Saudi Arabia is on track to record a 5.5% growth in non-oil real gross domestic product (GDP) in the next two years.
A new report released by Moody’s credit rating agency, cited by Arab News, said that the increased government spending will drive this expected rise in the Kingdom’s GDP.
Non-oil GDP Growth
The Moody’s report projected that Saudi Arabia’s non-oil GDP will grow between 5% and 5.5% in the period from 2025 to 2027. This marks a notable improvement from the 4.6% growth achieved in 2022-2023. It also represents a substantial increase from the 1.5% recorded between 2017 and 2019.
The report noted: “While we expect non-hydrocarbon economic activity to remain robust, downside risks to oil prices and production levels will amplify the trade-off between implementing diversification projects and maintaining a robust fiscal position and sovereign balance sheet.”
Increased Government Spending
According to the credit rating agency, the recent trends indicate that the Saudi government spending will likely remain at high levels, at around 30% to 32% of the GDP during 2025-2027. The increased government spending will play a critical role in supporting the economic diversification plans.
“The relatively high level of spending, which will likely have an increased allocation to capital expenditure, will support non-hydrocarbon economic growth and the gradual reduction of the kingdom’s exposure to long-term global carbon transition,” it said.
Economic Diversification
Moody’s report underscored the role of the Saudi Public Investment Fund (PIF) in the economic diversification efforts undertaken by the Kingdom, in line with its transformative Vision 2030. It further noted that the PIF could be crucial in mitigating the impacts of economic challenges when oil prices drop.
It said: “The PIF’s role may reduce some of the implementation risks to economic diversification in the event of lower oil prices and production. Continued robust growth in non-hydrocarbon private-sector activity would also provide momentum to the diversification efforts.”
Pre-Budget Statement
The Saudi Ministry of Finance issued the Preliminary Budget Statement (Pre-Budget Statement) for the fiscal year 2025 on September 30, 2024. It emphasized the focus on advancing economic diversification and social programs, which is evident in the government’s spending policies.

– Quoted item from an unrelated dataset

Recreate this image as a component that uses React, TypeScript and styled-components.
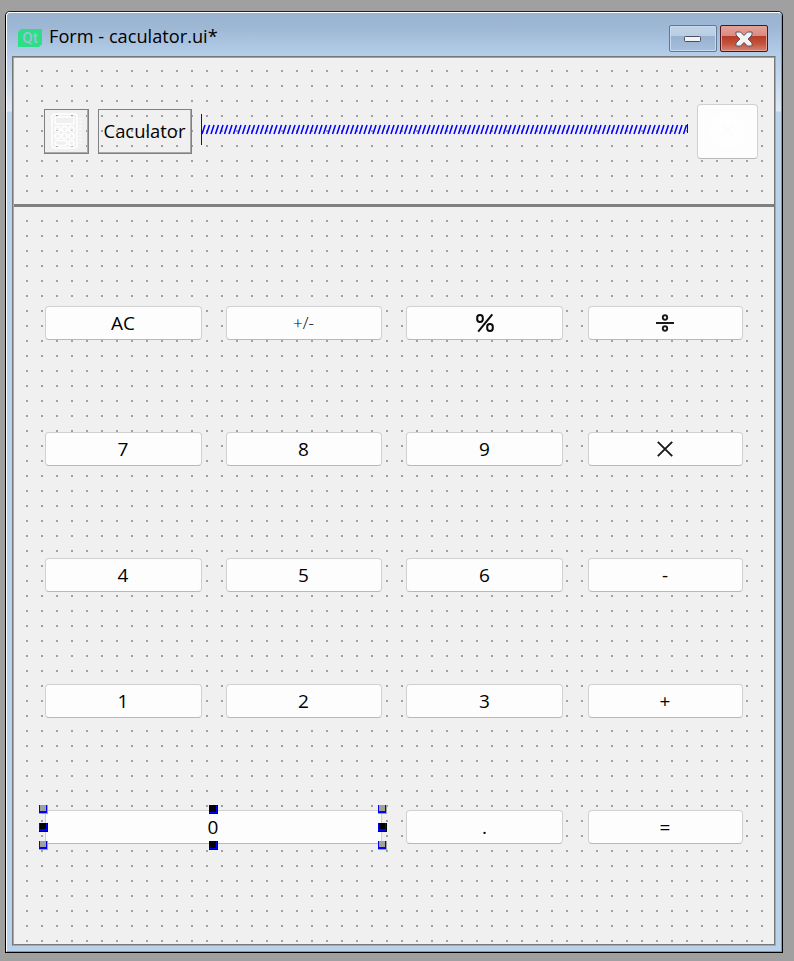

Expenditures are expected to reach SAR 1,285bn in FY2025, with government spending amounting to SAR 1,429bn by 2027. These figures are driven by the Saudi government’s efforts to deliver Vision 2030’s objectives through implementing reforms.
As a result, the government intends to focus its spending on specific projects and strategies in targeted sectors, while maintaining spending on essential services for citizens and residents.
Moreover, the Pre-Budget Statement indicated a 4.6% growth in the real GDP for FY2025, driven by an increase in the GDP of non-oil activities, such as tourism, entertainment, logistics, transportation and industry.
Anticipated Growth
In another analysis, the Standard and Poor’s (S&P) Global Ratings predicted that Saudi Arabia’s GDP will grow by 1.4% in 2024, and accelerate to 5.3% in 2025. This anticipated growth will benefit from the Kingdom’s ongoing diversification strategy, which focuses on bolstering the non-oil private sector and reducing reliance on oil revenues.
Furthermore, the S&P Global report noted that emerging markets, such as Saudi Arabia, could benefit from the potential US Federal Reserve rate cuts. This, in turn, could enhance growth fundamentals and boost capital inflows.